▶ SET TASK:
Below are the records. Gather each line that holds "component".

START

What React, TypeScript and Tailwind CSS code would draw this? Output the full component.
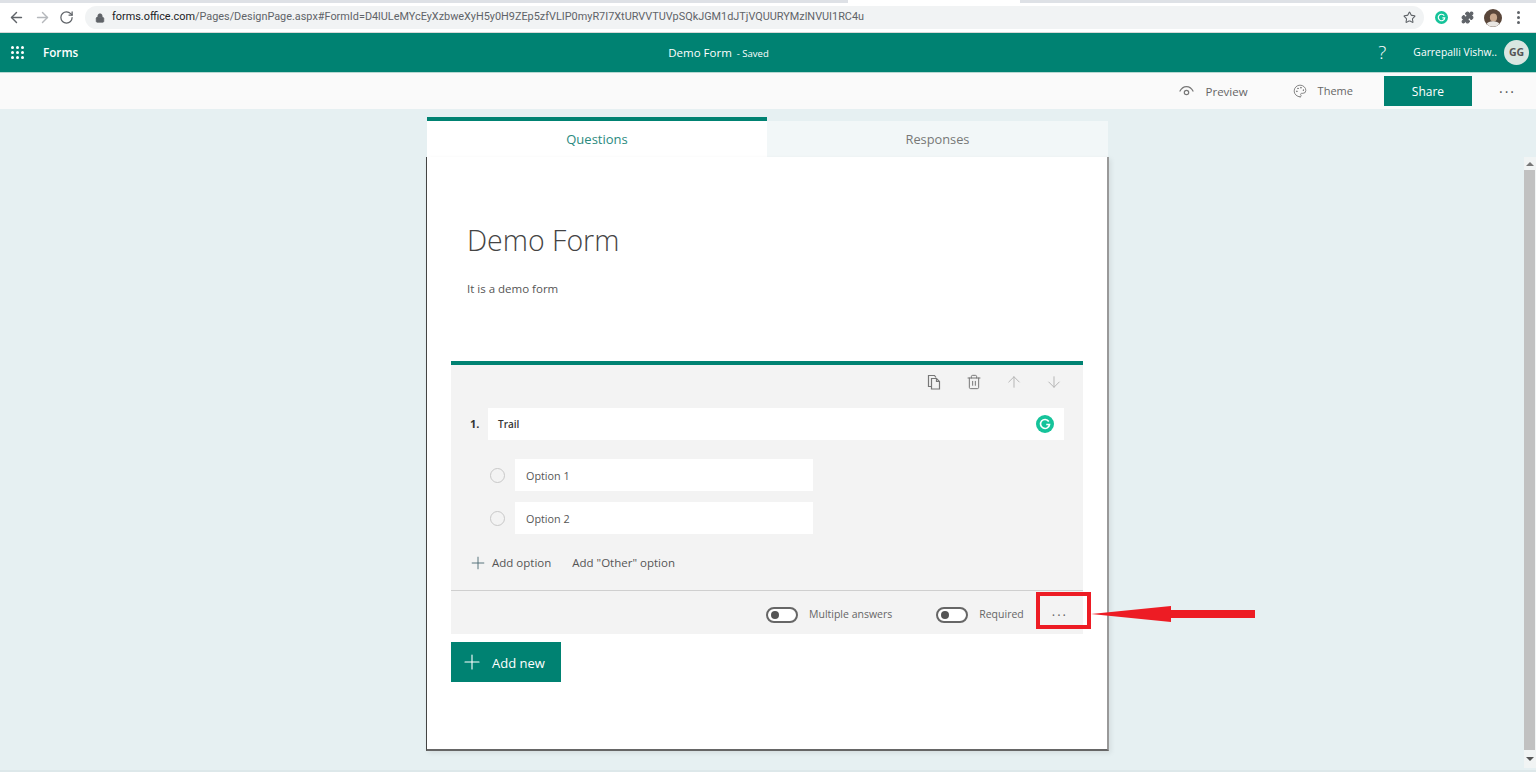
import React from "react";
import { ArrowLeft, ArrowRight, RotateCw, Lock, Star, Puzzle, Palette, Trash2, ArrowUp, ArrowDown, Plus } from "lucide-react";

const font = "font-['Open_Sans','Noto_Sans',sans-serif]";

function GrammarlyIcon({ size }: { size: number }) {
  return (
    <svg width={size} height={size} viewBox="0 0 20 20" className="shrink-0">
      <circle cx="10" cy="10" r="10" fill="#15c39a" />
      <path d="M14.2 7.2A5 5 0 1 0 15 10.6h-3.6" fill="none" stroke="#fff" strokeWidth="1.8" />
    </svg>
  );
}

function Toggle() {
  return (
    <div className="w-[32px] h-[16px] rounded-full border-2 border-[#666] bg-white flex items-center pl-[3px] shrink-0">
      <div className="w-[8px] h-[8px] rounded-full bg-[#555]" />
    </div>
  );
}

function Option({ label }: { label: string }) {
  return (
    <div className="flex items-center pl-[39px]">
      <div className="w-[15px] h-[15px] rounded-full border border-[#c8c8c8] shrink-0" />
      <div className="ml-[10px] w-[298px] h-[32px] pt-[2px] bg-white flex items-center pl-[11px] text-[10.8px] text-[#555]">{label}</div>
    </div>
  );
}

export default function App() {
  return (
    <div className={`${font} w-[1536px] h-[772px] overflow-hidden flex flex-col bg-[#e6f0f2]`}>
      {/* Browser chrome */}
      <div className="h-[3px] bg-[#dee1e6] flex shrink-0">
        <div className="w-[848px]" />
        <div className="w-[172px] bg-white" />
      </div>
      <div className="h-[30px] bg-white flex items-center pl-[8px] shrink-0 border-b border-[#d8d8d8]">
        <ArrowLeft size={17} color="#5f6368" strokeWidth={2} />
        <ArrowRight size={17} color="#b5b8bc" strokeWidth={2} className="ml-[9px]" />
        <RotateCw size={15} color="#5f6368" strokeWidth={2} className="ml-[8px]" />
        <div className="ml-[11px] w-[1339px] h-[23px] bg-[#f1f3f4] rounded-full flex items-center pl-[10px] pr-[8px] shrink-0">
          <Lock size={10} color="#5f6368" fill="#5f6368" />
          <div className="ml-[7px] text-[10.88px] text-[#5f6368] whitespace-nowrap font-['Roboto','Open_Sans',sans-serif] flex-1">
            <span className="text-[#202124]">forms.office.com</span>/Pages/DesignPage.aspx#FormId=D4lULeMYcEyXzbweXyH5y0H9ZEp5zfVLIP0myR7I7XtURVVTUVpSQkJGM1dJTjVQUURYMzlNVUI1RC4u
          </div>
          <Star size={13} color="#5f6368" strokeWidth={2} />
        </div>
        <div className="ml-[11px]"><GrammarlyIcon size={13} /></div>
        <Puzzle size={13} color="#5f6368" fill="#5f6368" className="ml-[13px]" />
        <svg width="18" height="18" viewBox="0 0 18 18" className="ml-[10px] shrink-0">
          <circle cx="9" cy="9" r="9" fill="#5a463a" />
          <ellipse cx="9.5" cy="8.5" rx="3.6" ry="4" fill="#c9a88e" />
          <path d="M2.5 15a7 4.5 0 0 1 13 0A9 9 0 0 1 2.5 15z" fill="#e9e6e2" />
        </svg>
        <div className="ml-[15px] flex flex-col gap-[2px]">
          <div className="w-[3px] h-[3px] rounded-full bg-[#5f6368]" />
          <div className="w-[3px] h-[3px] rounded-full bg-[#5f6368]" />
          <div className="w-[3px] h-[3px] rounded-full bg-[#5f6368]" />
        </div>
      </div>

      {/* Forms header */}
      <div className="h-[40px] bg-[#008272] border-b border-[#b8d8d2] flex items-center text-white shrink-0">
        <div className="ml-[11px] grid grid-cols-3 gap-[2px]">
          {Array.from({ length: 9 }).map((_, i) => (
            <div key={i} className="w-[3px] h-[3px] bg-white rounded-full" />
          ))}
        </div>
        <div className="ml-[19px] text-[11.7px] font-semibold">Forms</div>
        <div className="ml-[590px] text-[11.5px] flex items-baseline">
          Demo Form<span className="text-[9.5px] ml-[5px]">- Saved</span>
        </div>
        <div className="ml-auto flex items-center pr-[7px]">
          <span className="text-[19px] font-light leading-none mr-[27px]">?</span>
          <span className="text-[10.35px] whitespace-nowrap">Garrepalli Vishw..</span>
          <div className="ml-[7px] w-[25px] h-[25px] rounded-full bg-[#d9e6e1] text-[#555] text-[10.5px] font-bold flex items-center justify-center">GG</div>
        </div>
      </div>

      {/* Command bar */}
      <div className="h-[36px] bg-[#fafafa] flex items-center justify-end shrink-0 text-[11.5px] text-[#666]">
        <svg width="15" height="12" viewBox="0 0 15 12" fill="none" stroke="#777" strokeWidth="1.2">
          <path d="M0.7 6.5C4 0 11 0 14.3 6.5" />
          <circle cx="7.5" cy="7.5" r="2.2" />
        </svg>
        <span className="ml-[12px] pt-px">Preview</span>
        <Palette size={14} color="#777" strokeWidth={1.5} className="ml-[45px]" />
        <span className="ml-[11px] pt-px text-[11px]">Theme</span>
        <div className="ml-[31px] w-[88px] h-[30px] bg-[#008272] text-white text-[12px] pt-px flex items-center justify-center">Share</div>
        <div className="ml-[27px] mr-[20px] text-[#555] text-[14px] tracking-[2px] leading-none pb-[6px]">...</div>
      </div>

      {/* Body */}
      <div className="flex-1 flex min-h-0 relative">
        <div className="flex-1 flex flex-col pl-[427px] pt-[8px]">
          <div className="w-[681px] flex items-end h-[40px] shrink-0">
            <div className="w-[340px] h-[40px] pt-[2px] bg-white border-t-4 border-[#008272] flex items-center justify-center text-[13px] text-[#2b8a7e]">Questions</div>
            <div className="w-[341px] h-[36px] pt-[2px] bg-[#f2f7f8] flex items-center justify-center text-[12.8px] text-[#777]">Responses</div>
          </div>
          <div className="-ml-px w-[683px] h-[594px] bg-white border-l border-l-[#444] border-r-2 border-r-[#999] border-b-2 border-b-[#666] shadow-[2px_2px_5px_rgba(0,0,0,0.08)] flex flex-col pl-[24px] shrink-0">
            <div className="ml-[16px] mt-[65px] text-[28.5px] leading-[36px] font-light text-[#444]">Demo Form</div>
            <div className="ml-[16px] mt-[22px] text-[11.5px] leading-[18px] text-[#555]">It is a demo form</div>

            <div className="mt-[63px] w-[632px] border-t-4 border-[#008272] bg-[#f3f3f3] flex flex-col shrink-0">
              <div className="h-[43px] pb-[10px] flex items-center justify-end gap-[22px] pr-[20px]">
                <svg width="18" height="18" viewBox="0 0 18 18" fill="none" stroke="#777" strokeWidth="1.2">
                  <path d="M6 13.5H3.5V2.5h6l1.5 2" />
                  <path d="M6.5 5.5h5l3 3v7.5h-8z" />
                  <path d="M11.5 5.5v3h3" />
                </svg>
                <Trash2 size={16} color="#777" strokeWidth={1.5} className="mx-px" />
                <ArrowUp size={18} color="#b4b4b4" strokeWidth={1.3} />
                <ArrowDown size={18} color="#b4b4b4" strokeWidth={1.3} />
              </div>
              <div className="flex items-center pl-[19px]">
                <span className="w-[18px] text-[11px] font-bold text-[#333]">1.</span>
                <div className="w-[576px] h-[32px] bg-white flex items-center justify-between pl-[10px] pr-[10px] text-[10px] font-semibold text-[#333]">
                  Trail
                  <GrammarlyIcon size={18} />
                </div>
              </div>
              <div className="mt-[19px] flex flex-col gap-[11px]">
                <Option label="Option 1" />
                <Option label="Option 2" />
              </div>
              <div className="h-[33px] mt-[13px] mb-[10px] pb-[2px] flex items-center pl-[17px] text-[11.5px] text-[#555]">
                <Plus size={20} color="#4a6a72" strokeWidth={1.1} />
                <span className="ml-[4px]">Add option</span>
                <span className="ml-[21px]">Add "Other" option</span>
              </div>
              <div className="h-[44px] pt-[4px] border-t border-[#cfcfcf] flex items-center justify-end text-[10.5px] text-[#666] relative">
                <Toggle />
                <span className="ml-[11px]">Multiple answers</span>
                <div className="ml-[44px]"><Toggle /></div>
                <span className="ml-[11px]">Required</span>
                <span className="ml-[28px] mr-[15px] text-[13px] tracking-[2px] leading-none pb-[6px] text-[#666]">...</span>
                <div className="absolute left-[585px] top-[1px] w-[55px] h-[37px] border-4 border-[#ed1c24]" />
              </div>
            </div>

            <div className="mt-[8px] w-[110px] h-[40px] bg-[#008272] text-white flex items-center pl-[9px] text-[13px]">
              <Plus size={24} color="#fff" strokeWidth={1.1} />
              <span className="ml-[8px] pt-[3px]">Add new</span>
            </div>
          </div>
        </div>

        {/* Scrollbar */}
        <div className="absolute right-0 top-[48px] bottom-[2px] w-[12px] bg-[#f1f4f4] flex flex-col items-start">
          <div className="h-[13px] w-[11px] flex items-center justify-center">
            <div className="w-0 h-0 border-x-[4px] border-x-transparent border-b-[4px] border-b-[#777]" />
          </div>
          <div className="w-[11px] flex-1 bg-[#c1c1c1]" />
          <div className="h-[18px] w-[11px] flex items-center justify-center">
            <div className="w-0 h-0 border-x-[4px] border-x-transparent border-t-[4px] border-t-[#555]" />
          </div>
        </div>

        {/* Annotation arrow */}
        <svg className="absolute left-[1091px] top-[490px]" width="165" height="30" viewBox="0 0 165 30">
          <polygon points="0,15 80,7 80,11 164,11 164,19 80,19 80,23" fill="#ed1c24" />
        </svg>
      </div>
      <div className="h-[2px] bg-[#dde8ea] shrink-0" />
    </div>
  );
}
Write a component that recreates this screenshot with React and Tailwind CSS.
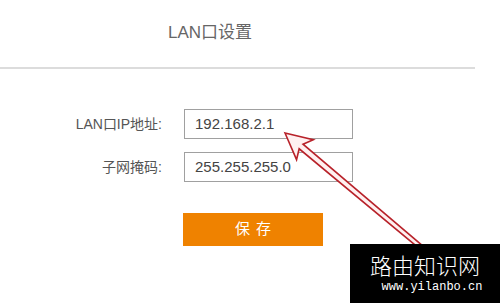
export default function App() {
  const font = { fontFamily: '"Liberation Sans", "Noto Sans CJK SC", sans-serif' };
  return (
    <div className="relative w-[500px] h-[303px] bg-white overflow-hidden" style={font}>
      <div className="w-[475px] h-[69px] border-b-2 border-[#dcdcdc] flex items-center pl-[168px] pb-[2px]">
        <span className="text-[17px] text-[#666]">LAN口设置</span>
      </div>

      <div className="flex flex-col gap-[13px] pt-[40px]">
        <div className="flex items-center">
          <label className="w-[162px] text-right text-[14px] text-[#555]">LAN口IP地址:</label>
          <div className="ml-[22px] w-[169px] h-[30px] border border-[#a0a0a0] flex items-center pl-[10px] text-[15px] text-[#444]">
            192.168.2.1
          </div>
        </div>
        <div className="flex items-center">
          <label className="w-[162px] text-right text-[14px] text-[#555]">子网掩码:</label>
          <div className="ml-[22px] w-[169px] h-[30px] border border-[#a0a0a0] flex items-center pl-[10px] text-[15px] text-[#444]">
            255.255.255.0
          </div>
        </div>
        <div className="pl-[183px] pt-[18px]">
          <button className="w-[140px] h-[33px] bg-[#ef8200] text-white text-[15px] tracking-[6px] pl-[6px]">
            保存
          </button>
        </div>
      </div>

      <svg className="absolute inset-0" width="500" height="303" viewBox="0 0 500 303">
        <g transform="translate(285 133) rotate(40)">
          <polygon
            points="0,0 26,-13 21,-3 200,-2 200,2 21,3 26,13"
            fill="#fff0f0"
            stroke="#b8222a"
            strokeWidth="1.6"
            strokeLinejoin="miter"
          />
        </g>
      </svg>

      <div className="absolute left-[350px] top-[244px] w-[150px] h-[59px] bg-black flex flex-col items-center pt-[5px]">
        <span className="text-[22px] leading-[30px] text-white" style={{ fontFamily: '"Noto Sans CJK SC", sans-serif', fontWeight: 300 }}>
          路由知识网
        </span>
        <span className="text-[12px] leading-[16px] text-white pl-[14px]" style={{ fontFamily: '"Liberation Mono", monospace' }}>
          www.yilanbo.cn
        </span>
      </div>
    </div>
  );
}
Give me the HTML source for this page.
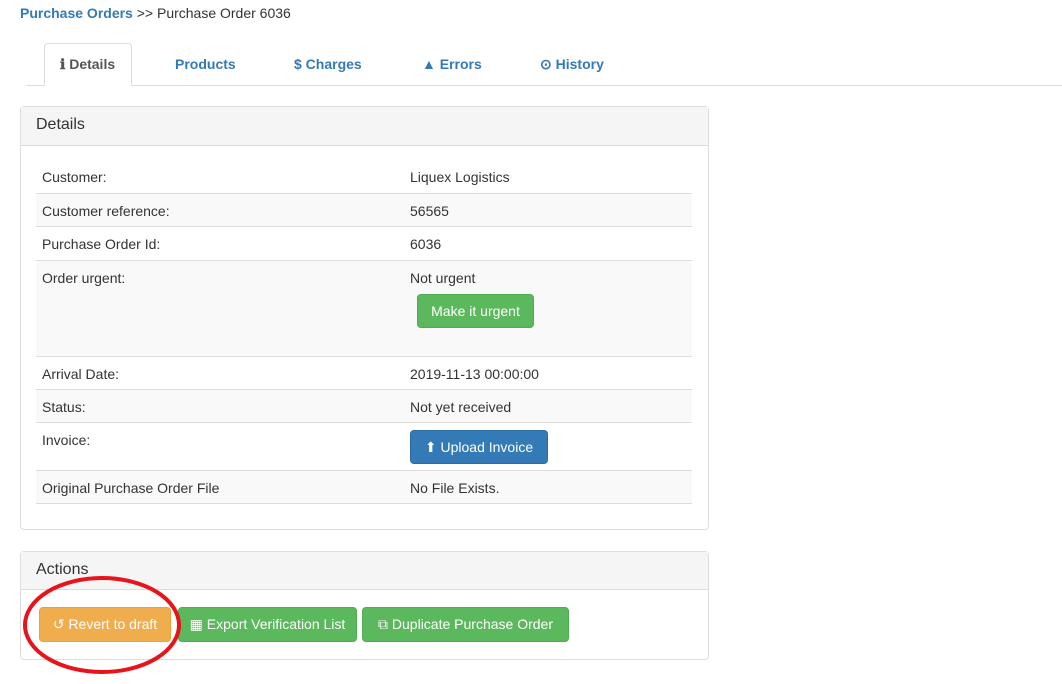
<!DOCTYPE html>
<html><head><style>
*{box-sizing:border-box;margin:0;padding:0}
body{width:1062px;height:684px;background:#fff;font-family:"Liberation Sans",sans-serif;font-size:14px;color:#333;position:relative;overflow:hidden}
.a{position:absolute}
.tab{position:absolute;top:56px;font-weight:bold;color:#337ab7;font-size:14px}
.panel{position:absolute;left:20px;width:689px;border:1px solid #ddd;border-radius:4px;background:#fff}
.ph{background:#f5f5f5;border-bottom:1px solid #ddd;height:39px;padding:9px 15px;font-size:16px}
.row{position:absolute;left:36px;width:656px;border-top:1px solid #ddd}
.row span{position:absolute;top:9px}
.row .l{left:6px}.row .r{left:374px}
.st{background:#f9f9f9}
.btn{position:absolute;color:#fff;border-radius:4px;font-size:14px;display:flex;align-items:center;justify-content:center}
.g{background:#5cb85c;border:1px solid #4cae4c}
</style></head><body>
<div class="a" style="left:20px;top:5px"><b style="color:#337ab7">Purchase Orders</b> &gt;&gt; Purchase Order 6036</div>
<div class="a" style="left:26px;top:85px;width:1036px;border-top:1px solid #ddd"></div>
<div class="a" style="left:44px;top:43px;width:88px;height:43px;border:1px solid #ddd;border-bottom:none;border-radius:4px 4px 0 0;background:#fff"></div>
<div class="tab" style="left:60px;color:#555">ℹ Details</div>
<div class="tab" style="left:175px">Products</div>
<div class="tab" style="left:294px">$ Charges</div>
<div class="tab" style="left:422px">▲ Errors</div>
<div class="tab" style="left:540px">⊙ History</div>

<div class="panel" style="top:106px;height:424px"><div class="ph">Details</div></div>
<div class="row" style="top:160px;height:33px;border-top:none"><span class="l">Customer:</span><span class="r">Liquex Logistics</span></div>
<div class="row st" style="top:193px;height:33px"><span class="l">Customer reference:</span><span class="r">56565</span></div>
<div class="row" style="top:226px;height:34px"><span class="l">Purchase Order Id:</span><span class="r">6036</span></div>
<div class="row st" style="top:260px;height:96px"><span class="l">Order urgent:</span><span class="r">Not urgent</span></div>
<div class="row" style="top:356px;height:33px"><span class="l">Arrival Date:</span><span class="r">2019-11-13 00:00:00</span></div>
<div class="row st" style="top:389px;height:33px"><span class="l">Status:</span><span class="r">Not yet received</span></div>
<div class="row" style="top:422px;height:48px"><span class="l">Invoice:</span></div>
<div class="row st" style="top:470px;height:34px;border-bottom:1px solid #ddd"><span class="l">Original Purchase Order File</span><span class="r">No File Exists.</span></div>
<div class="btn g" style="left:417px;top:294px;width:117px;height:34px">Make it urgent</div>
<div class="btn" style="left:410px;top:430px;width:138px;height:34px;background:#337ab7;border:1px solid #2e6da4">⬆ Upload Invoice</div>

<div class="panel" style="top:551px;height:109px"><div class="ph" style="height:38px;padding-top:9px">Actions</div></div>
<div class="btn" style="left:39px;top:607px;width:132px;height:35px;background:#f0ad4e;border:1px solid #eea236">↺ Revert to draft</div>
<div class="btn g" style="left:178px;top:607px;width:179px;height:35px">▦ Export Verification List</div>
<div class="btn g" style="left:362px;top:607px;width:207px;height:35px">⧉ Duplicate Purchase Order</div>
<svg class="a" style="left:0;top:0" width="1062" height="684"><ellipse cx="102" cy="625" rx="77" ry="47" fill="none" stroke="#e8141c" stroke-width="4"/></svg>
</body></html>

END

▶ EXERCISE RESPONSE:
What React, TypeScript and Tailwind CSS code would draw this? Output the full component.
Write a component that recreates this screenshot with React and Tailwind CSS.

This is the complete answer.